Volkan Gazetesi
Sayı: 86, Sayfa: 3
14 Mart 1325
27 Mart 1909
Sadâ-yı Hakikat
Tarik-i Muhammedî şüphe ve hileden münezzeh olduğundan şüphe ve hileyi ima eden gizlemekten de müstağnidir. Hem de o derece azim ve geniş ve muhit bir hakikat, bahusus bu zaman ehline karşı hiçbir cihette saklanmaz. Bahr-i Umman nasıl bir destide saklanacak? Tekraren söylüyorum ki: İttihad-ı Muhammedî’nin cihetü’l-vahdeti tevhid-i ilâhidir, peyman ve eymanı da imandır. Encümen ve cemiyetleri, mesacid ve medaris ve zevayâdır, müntesibîni, umum mü’minlerdir. Nizamnamesi, sünen-i Ahmediyedir, kanunu, evamir ve nevahi-i şer’iyedir. Bu ittihad, âdetten değil, ibadettir.

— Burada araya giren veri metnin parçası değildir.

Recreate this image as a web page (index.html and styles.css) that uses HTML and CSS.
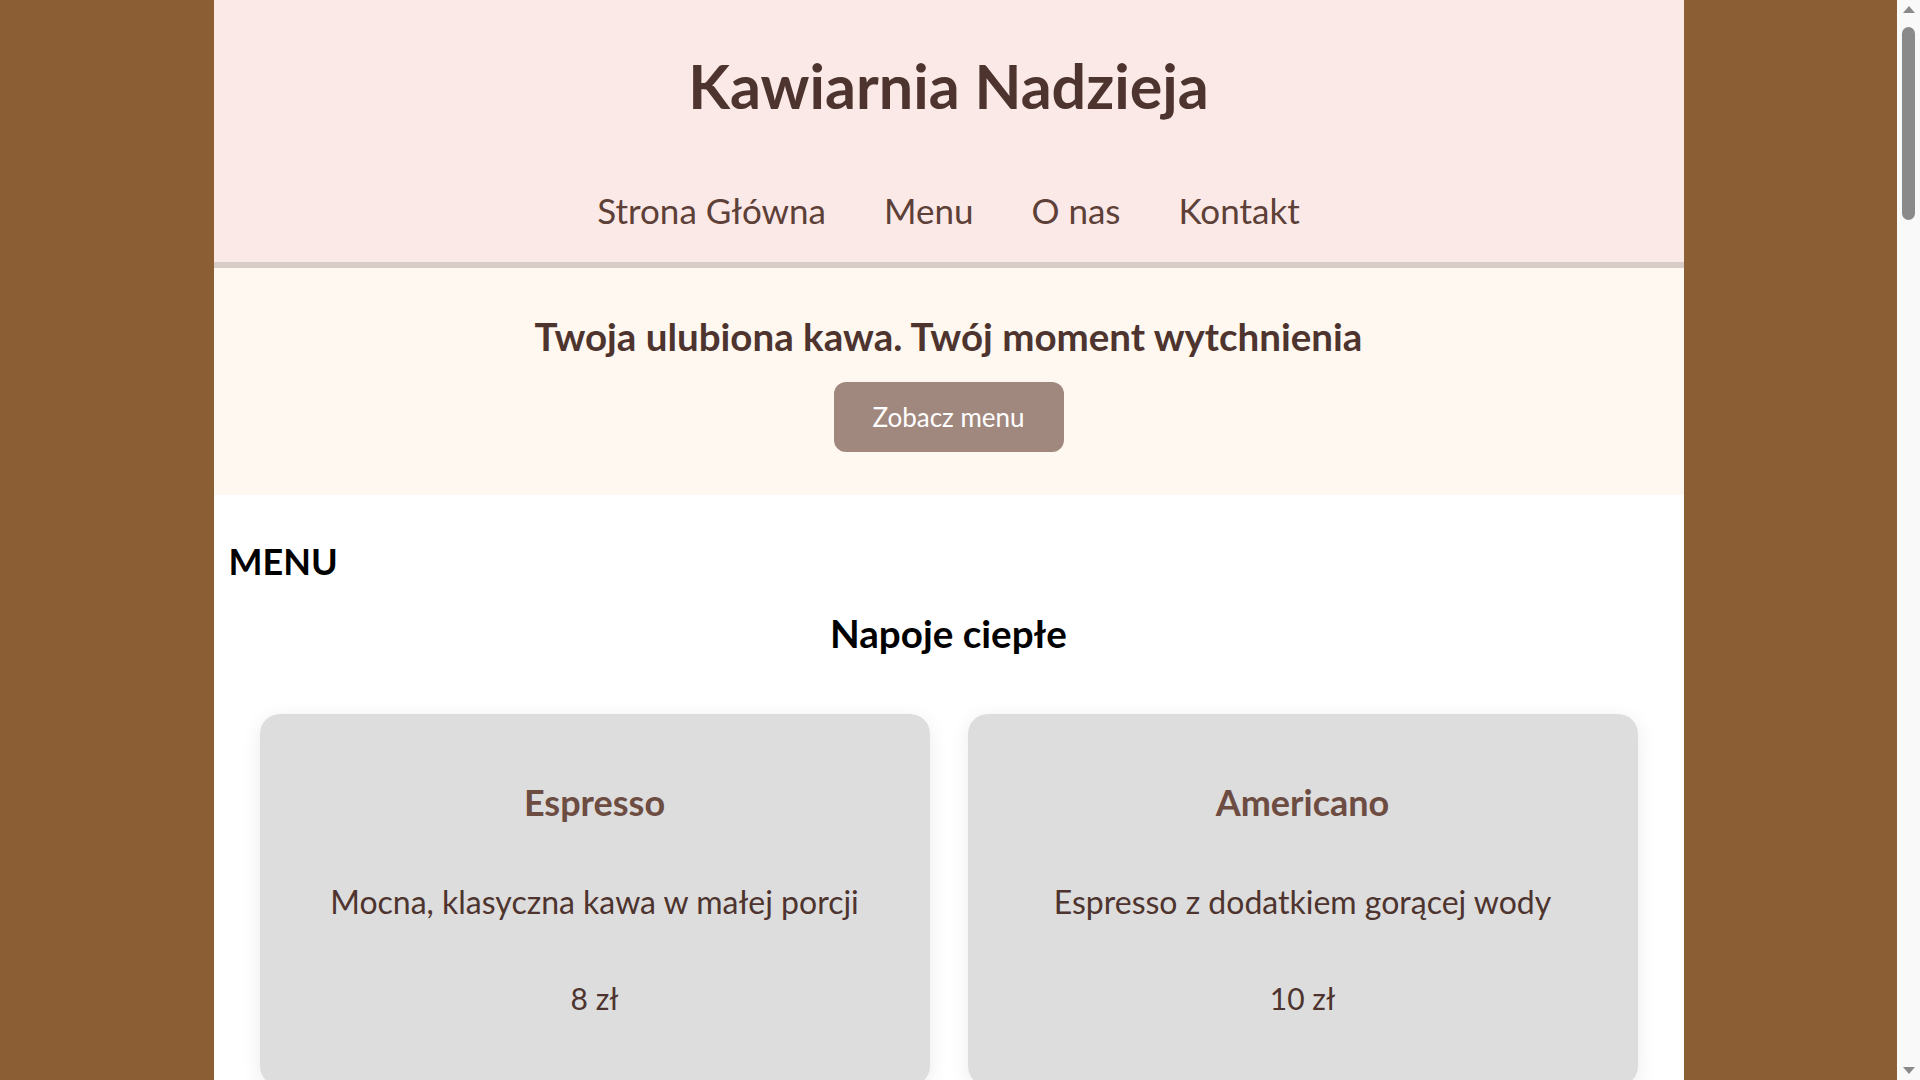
FILE: index.html
```html
<!DOCTYPE html>
<html lang="pl">
<head>
<meta charset="utf-8">
<title>Kawiarnia Nadzieja</title>
<link rel="stylesheet" href="styles.css">
</head>
<body>
<div class="page">
  <header class="site-header">
    <h1 class="site-title">Kawiarnia Nadzieja</h1>
    <nav class="main-nav">
      <a href="#">Strona Główna</a>
      <a href="#">Menu</a>
      <a href="#">O nas</a>
      <a href="#">Kontakt</a>
    </nav>
  </header>

  <section class="hero">
    <h2 class="hero-title">Twoja ulubiona kawa. Twój moment wytchnienia</h2>
    <a class="btn" href="#">Zobacz menu</a>
  </section>

  <main class="menu">
    <h2 class="menu-heading">MENU</h2>

    <h3 class="category">Napoje ciepłe</h3>
    <div class="cards">
      <div class="card">
        <h4 class="card-title">Espresso</h4>
        <p class="card-desc">Mocna, klasyczna kawa w małej porcji</p>
        <p class="card-price">8 zł</p>
      </div>
      <div class="card">
        <h4 class="card-title">Americano</h4>
        <p class="card-desc">Espresso z dodatkiem gorącej wody</p>
        <p class="card-price">10 zł</p>
      </div>
      <div class="card">
        <h4 class="card-title">Cappuccino</h4>
        <p class="card-desc">Espresso z mlekiem i mleczną pianką</p>
        <p class="card-price">12 zł</p>
      </div>
      <div class="card">
        <h4 class="card-title">Latte</h4>
        <p class="card-desc">Delikatna kawa z dużą ilością mleka</p>
        <p class="card-price">13 zł</p>
      </div>
    </div>

    <h3 class="category">Napoje zimne</h3>
    <div class="cards">
      <div class="card">
        <h4 class="card-title">Kawa mrożona</h4>
        <p class="card-desc">Schłodzona kawa z lodem</p>
        <p class="card-price">14 zł</p>
      </div>
      <div class="card">
        <h4 class="card-title">Lemoniada</h4>
        <p class="card-desc">Domowa lemoniada z miętą</p>
        <p class="card-price">11 zł</p>
      </div>
    </div>

    <h3 class="category">Desery</h3>
    <div class="cards">
      <div class="card">
        <h4 class="card-title">Sernik</h4>
        <p class="card-desc">Klasyczny sernik na kruchym spodzie</p>
        <p class="card-price">15 zł</p>
      </div>
      <div class="card">
        <h4 class="card-title">Szarlotka</h4>
        <p class="card-desc">Ciasto z jabłkami i cynamonem</p>
        <p class="card-price">14 zł</p>
      </div>
    </div>
  </main>
</div>

<div class="scrollbar" aria-hidden="true">
  <span class="sb-arrow sb-up"></span>
  <span class="sb-thumb"></span>
  <span class="sb-arrow sb-down"></span>
</div>
</body>
</html>
```
FILE: styles.css
```css
html, body {
  margin: 0;
  padding: 0;
}

body {
  background: #8b5f33;
  font-family: "Lato", "Open Sans", sans-serif;
  color: #4e342e;
  padding-right: 23px;
}

.page {
  width: 1470px;
  margin: 0 auto;
  background: #ffffff;
}

.site-header {
  background: #fbe9e7;
  border-bottom: 6px solid #d7ccc8;
  padding: 53px 0 34px;
  text-align: center;
}

.site-title {
  margin: 0;
  font-size: 61px;
  line-height: 66px;
  font-weight: 700;
  color: #4e342e;
}

.main-nav {
  margin-top: 73px;
  display: flex;
  justify-content: center;
  gap: 58px;
  line-height: 36px;
}

.main-nav a {
  color: #5d4037;
  text-decoration: none;
  font-size: 35px;
}

.hero {
  background: #fff8f1;
  padding: 46px 0 43px;
  display: flex;
  flex-direction: column;
  align-items: center;
}

.hero-title {
  margin: 0 0 24px;
  font-size: 38.5px;
  line-height: 44px;
  font-weight: 700;
  color: #4e342e;
}

.btn {
  display: block;
  width: 230px;
  box-sizing: border-box;
  padding: 20px 0;
  line-height: 30px;
  text-align: center;
  background: #a1887f;
  color: #ffffff;
  text-decoration: none;
  font-size: 26px;
  border-radius: 12px;
}

.menu {
  padding: 45px 15px 80px;
}

.menu-heading {
  margin: 0;
  font-size: 36px;
  line-height: 42px;
  font-weight: 700;
  color: #000000;
}

.category {
  margin: 30px 0 60px;
  text-align: center;
  font-size: 38.6px;
  line-height: 42px;
  font-weight: 700;
  color: #000000;
}

.cards {
  display: grid;
  grid-template-columns: 1fr 1fr;
  gap: 38px;
  padding: 0 31px;
  margin-bottom: 60px;
}

.card {
  background: #dddddd;
  border-radius: 20px;
  box-shadow: 0 4px 20px rgba(0, 0, 0, 0.08);
  padding: 69px 20px 70px;
  text-align: center;
}

.card-title {
  margin: 0;
  font-size: 36px;
  line-height: 38px;
  font-weight: 700;
  color: #6d4c41;
}

.card-desc {
  margin: 63px 0 0;
  font-size: 32px;
  line-height: 36px;
  color: #4e342e;
}

.card-price {
  margin: 60px 0 0;
  font-size: 30px;
  line-height: 36px;
  color: #4e342e;
}

.scrollbar {
  position: fixed;
  top: 0;
  right: 0;
  width: 23px;
  height: 100vh;
  background: #f9f9f9;
}

.sb-thumb {
  position: absolute;
  top: 27px;
  left: 5px;
  width: 13px;
  height: 193px;
  border-radius: 7px;
  background: #8a8a8a;
}

.sb-arrow {
  position: absolute;
  left: 6px;
  width: 0;
  height: 0;
  border-left: 6px solid transparent;
  border-right: 6px solid transparent;
}

.sb-up {
  top: 6px;
  border-bottom: 7px solid #8a8a8a;
}

.sb-down {
  bottom: 6px;
  border-top: 7px solid #8a8a8a;
}
```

İhfa, havf-ı riyadandır, ve farzda riya yoktur. Bu zamanın en büyük farizası ittihattır. İttihadın hedef-i maksadı, o kadar uzun, münşaib, muhit ve merakiz ve meabid-i İslâmiyeyi birbirine rabt eden bir silsile-i nuranî ihtizaza getirmekle, onunla merbut olanları ikaz ve tarik-i terakkiye bir hâhiş ve emr-i vicdanî ile sevketmektir.